Agualusa, o escritor angolano que tenho em altíssima conta, costuma dizer que a poesia é uma forma de domesticar o espanto. A cultura é poesia na carne e no espírito. Em filmes, livros, discos e encenações teatrais – e também em pinturas, esculturas e artesanias mil –, a poética cultural auxilia na exploração das linguagens, no entendimento do outro e no estímulo à imaginação política. Nestes tempos de tantos acenos à barbárie, a cultura e suas diversas poesias têm o poder de inspirar alternativas para a luta do lado certo da história.
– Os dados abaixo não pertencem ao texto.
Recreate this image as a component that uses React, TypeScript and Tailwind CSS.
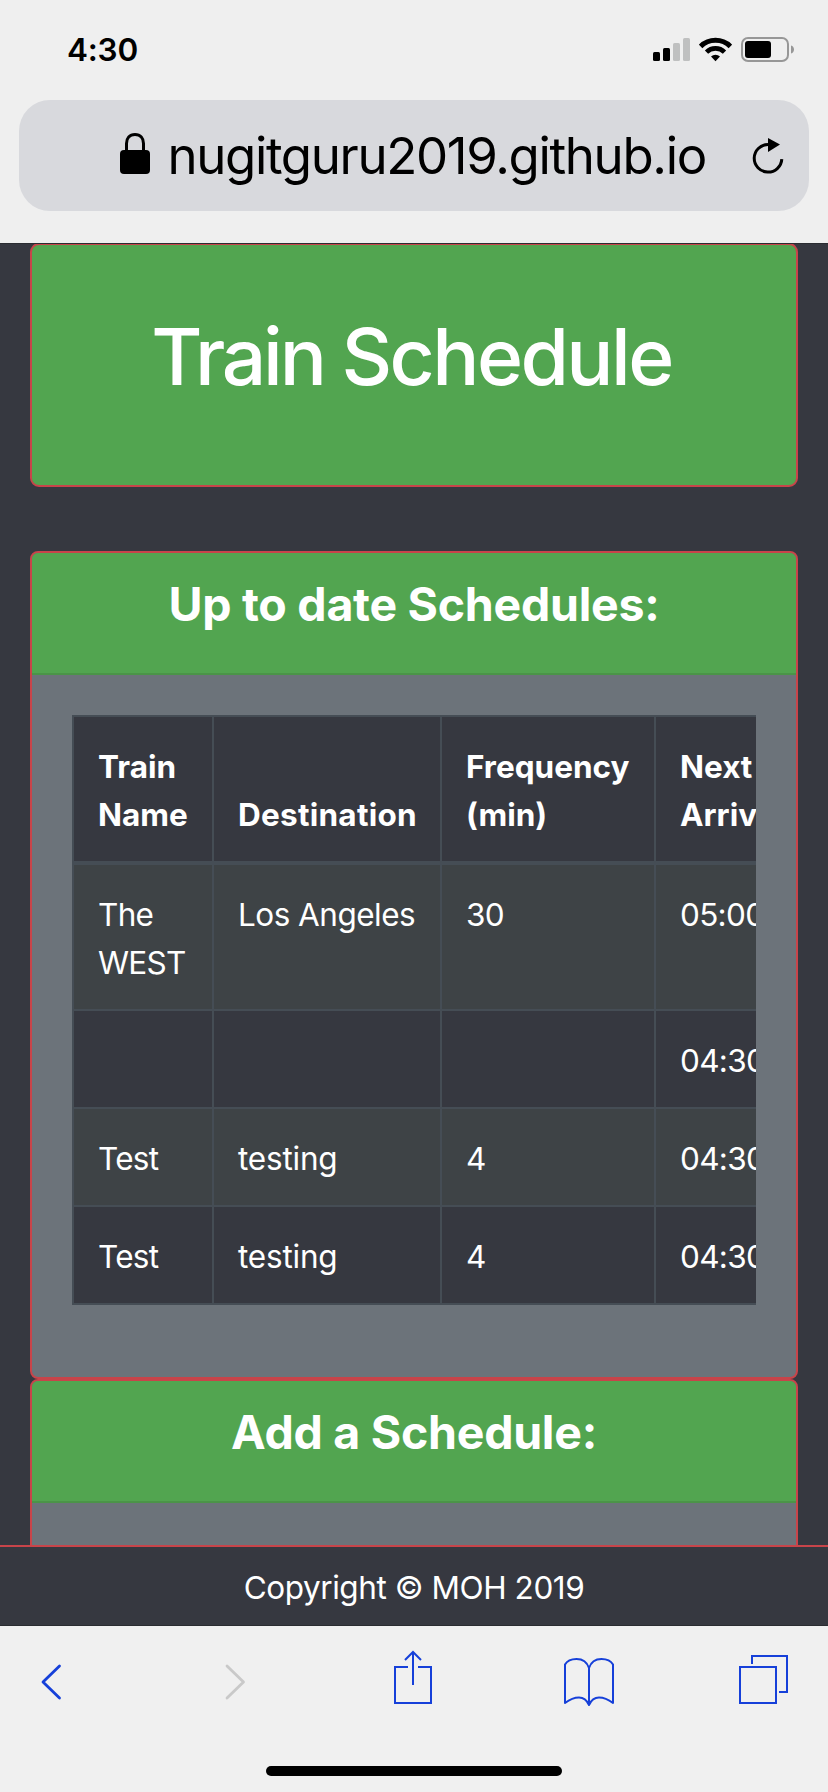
import type { ReactNode } from "react";

type Row = { name: string; destination: string; tracking: string; frequency: string; next: string };

const rows: Row[] = [
  { name: "The WEST", destination: "Los Angeles", tracking: "tracking-[-0.520px]", frequency: "30", next: "05:00" },
  { name: "", destination: "", tracking: "", frequency: "", next: "04:30" },
  { name: "Test", destination: "testing", tracking: "tracking-[-0.200px]", frequency: "4", next: "04:30" },
  { name: "Test", destination: "testing", tracking: "tracking-[-0.200px]", frequency: "4", next: "04:30" },
];

function StatusBar() {
  return (
    <div className="flex h-[100px] items-start justify-between pt-[30px] pr-[34px] pl-[67px]">
      <span className="text-[31.5px] leading-[40px] font-semibold tracking-[-0.2px]">4:30</span>
      <div className="mt-[7px] flex items-start">
        <svg width="37" height="25" viewBox="0 0 37 25">
          <rect x="0" y="15" width="7" height="9" rx="1.5" fill="#000" />
          <rect x="10" y="11" width="7" height="13" rx="1.5" fill="#000" />
          <rect x="20" y="6" width="7" height="18" rx="1.5" fill="#bfc0c0" />
          <rect x="30" y="1" width="7" height="23" rx="1.5" fill="#bfc0c0" />
        </svg>
        <svg className="ml-[9px]" width="33" height="25" viewBox="0 0 33 25">
          <path d="M1.6 9.4A21.2 21.2 0 0 1 31.4 9.4" fill="none" stroke="#000" strokeWidth="5" />
          <path d="M7.5 15.1A12.7 12.7 0 0 1 25.5 15.1" fill="none" stroke="#000" strokeWidth="4.6" />
          <path d="M16.5 24.3L12 19.6A6.5 6.5 0 0 1 21 19.6Z" fill="#000" />
        </svg>
        <svg className="ml-[9px]" width="53" height="25" viewBox="0 0 53 25">
          <rect x="1" y="1" width="46" height="23" rx="6" fill="none" stroke="#979797" strokeWidth="2" />
          <rect x="4" y="4" width="26" height="17" rx="3" fill="#000" />
          <path d="M50 8.5C52 9 53 10.8 53 12.5S52 16 50 16.5Z" fill="#979797" />
        </svg>
      </div>
    </div>
  );
}

function AddressBar() {
  return (
    <div className="mx-[19px] flex h-[111px] items-start rounded-[31px] bg-[#d8d9dd] pl-[101px]">
      <svg className="mt-[33px]" width="30" height="41" viewBox="0 0 30 41">
        <path d="M6.5 18V10.5C6.5 5 9.5 1.5 15 1.5S23.5 5 23.5 10.5V18" fill="none" stroke="#000" strokeWidth="3" />
        <rect x="0" y="17" width="30" height="24" rx="4" fill="#000" />
      </svg>
      <span className="mt-[24px] ml-[17.5px] w-[542px] text-[51px] leading-[64px] tracking-[-1.35px] whitespace-nowrap">
        nugitguru2019.github.io
      </span>
      <svg className="mt-[37px] ml-[42px]" width="32" height="38" viewBox="0 0 32 38">
        <path d="M16 7.5A13.8 13.8 0 1 0 29.8 22.1" fill="none" stroke="#000" strokeWidth="3" />
        <path d="M16 1L28 7.5L16 15Z" fill="#000" />
      </svg>
    </div>
  );
}

function Card({ title, children }: { title: string; children?: ReactNode }) {
  return (
    <section className="mx-[30px] overflow-hidden rounded-[8px] border-2 border-[#c8444a] bg-[#6c737a]">
      <h3 className="h-[122px] border-b-2 border-[#4b9448] bg-[#52a550] pt-[22px] text-center text-[46.5px] leading-[58px] font-bold tracking-[-0.27px] text-white">
        {title}
      </h3>
      {children}
    </section>
  );
}

function ScheduleTable() {
  const head = "border-t-2 border-l-2 border-[#454d55] pt-[26px] pb-[22px] pl-[24px] text-left align-bottom font-bold";
  const cell = "border-l-2 border-[#454d55] pt-[25.5px] pb-[22.5px] pl-[24px] align-top";
  return (
    <div className="mt-[40px] mb-[72px] ml-[40px] w-[684px] overflow-hidden">
      <table className="w-[760px] table-fixed border-separate border-spacing-0 border-b-2 border-[#454d55] text-[31.5px] leading-[48px] text-white">
        <colgroup>
          <col className="w-[140px]" />
          <col className="w-[228px]" />
          <col className="w-[214px]" />
          <col className="w-[178px]" />
        </colgroup>
        <thead className="bg-[#363840]">
          <tr>
            <th className={head}>Train<br />Name</th>
            <th className={head}><span className="tracking-[0.25px]">Destination</span></th>
            <th className={head}>Frequency<br />(min)</th>
            <th className={head}>Next<br />Arriv</th>
          </tr>
        </thead>
        <tbody>
          {rows.map((row, i) => {
            const top = i === 0 ? "border-t-4" : "border-t-2";
            return (
              <tr key={i} className={i % 2 === 0 ? "bg-[#3e4346]" : "bg-[#363840]"}>
                <td className={`${cell} ${top} tracking-[-0.7px]`}>{row.name}</td>
                <td className={`${cell} ${top} ${row.tracking}`}>{row.destination}</td>
                <td className={`${cell} ${top} tracking-[-0.7px]`}>{row.frequency}</td>
                <td className={`${cell} ${top} tracking-[-0.7px]`}>{row.next}</td>
              </tr>
            );
          })}
        </tbody>
      </table>
    </div>
  );
}

function Toolbar() {
  return (
    <nav className="flex h-[166px] flex-col bg-[#f0f0f0]">
      <div className="mt-[24px] flex h-[60px] pl-[40px] [&_svg]:shrink-0">
        <svg width="24" height="60" viewBox="40 1650 24 60" fill="none" stroke="#1640d9" strokeWidth="2.8" strokeLinecap="round" strokeLinejoin="round">
          <path d="M59.500 1666L43 1682L59.500 1698" />
        </svg>
        <svg className="ml-[159px]" width="24" height="60" viewBox="223 1650 24 60" fill="none" stroke="#c9c9c9" strokeWidth="2.8" strokeLinecap="round" strokeLinejoin="round">
          <path d="M227 1666L243.500 1682L227 1698" />
        </svg>
        <svg className="ml-[146px]" width="40" height="60" viewBox="393 1650 40 60" fill="none" stroke="#1640d9" strokeWidth="2">
          <path d="M408 1667H395V1703H431V1667H418M413 1685V1652M405 1660L413 1652L421 1660" />
        </svg>
        <svg className="ml-[129px]" width="54" height="60" viewBox="562 1650 54 60" fill="none" stroke="#1640d9" strokeWidth="2" strokeLinejoin="round">
          <path d="M589 1705V1668C587 1662 582 1659 576.5 1659C571 1659 567 1661 565 1664.5V1703C569 1700 574 1697.5 579 1697.5C584 1697.5 587 1700.5 589 1705C591 1700.5 594 1697.5 599 1697.5C604 1697.5 609 1700 613 1703V1664.5C611 1661 607 1659 601.5 1659C596 1659 591 1662 589 1668" />
        </svg>
        <svg className="ml-[121px]" width="54" height="60" viewBox="737 1650 54 60" fill="none" stroke="#1640d9" strokeWidth="2">
          <path d="M740 1667H776V1703H740ZM752 1664V1656H787V1692H779" />
        </svg>
      </div>
      <div className="mt-[56px] h-[10px] w-[296px] self-center rounded-full bg-black" />
    </nav>
  );
}

export default function App() {
  return (
    <div className="flex h-[1792px] w-[828px] flex-col overflow-hidden bg-[#363840] font-['Inter',sans-serif]">
      <header className="h-[243px] shrink-0 bg-[#efefef] text-black">
        <StatusBar />
        <AddressBar />
      </header>
      <main className="h-[1302px] shrink-0 overflow-hidden border-t border-[#2a2c31]">
        <div className="mx-[30px] -mt-px mb-[64px] h-[244px] rounded-[9px] border-2 border-[#c8444a] bg-[#52a550] pt-[64px] pr-[5px] text-center">
          <h1 className="text-[78.5px] leading-[96px] font-medium tracking-[-3.2px] text-white">
            Train <span className="tracking-[-2.6px]">Schedule</span>
          </h1>
        </div>
        <Card title="Up to date Schedules:">
          <ScheduleTable />
        </Card>
        <Card title="Add a Schedule:">
          <div className="h-[100px]" />
        </Card>
      </main>
      <footer className="h-[81px] shrink-0 border-t-2 border-b border-t-[#c8444a] border-b-[#2a2c31] pt-[17px] text-center text-[31.5px] leading-[48px] tracking-[-0.43px] text-white">
        Copyright © MOH 2019
      </footer>
      <Toolbar />
    </div>
  );
}
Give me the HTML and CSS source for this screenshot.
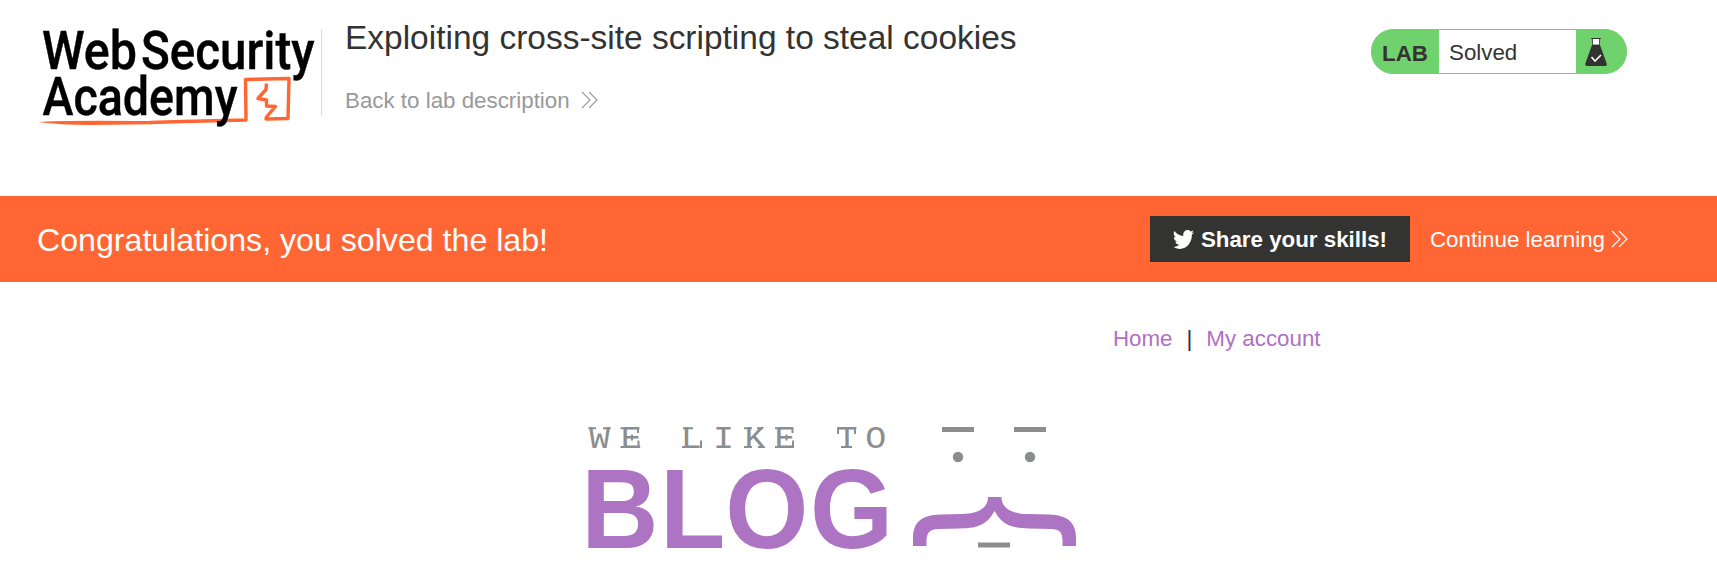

Numa palavra, a cultura é cosmopercepção: um jeito de ver, ouvir, cheirar, tocar e degustar a vida para muito além do opaco trivial despossuído da realidade luminosa das ideias.

Acredito na cultura como origem. É a partir da diversidade cultural que se pode chegar à política, à economia e às formas de organização social. Não se trata, portanto, de um código de acessórios – a cultura é, em essência, a base de uma existência tanto estética quanto ética, expressando-se de infinitas cores, prazeres e estilos.

É com alegria, portanto, que me vejo aqui na Folha 2. É como se eu voltasse no tempo e pudesse reescrever os melhores capítulos da minha história, dispondo de alguma maturidade e de um arsenal poético para pensar e sentir o mundo, na grande expectativa de que seja uma aventura plural e amplamente socializante.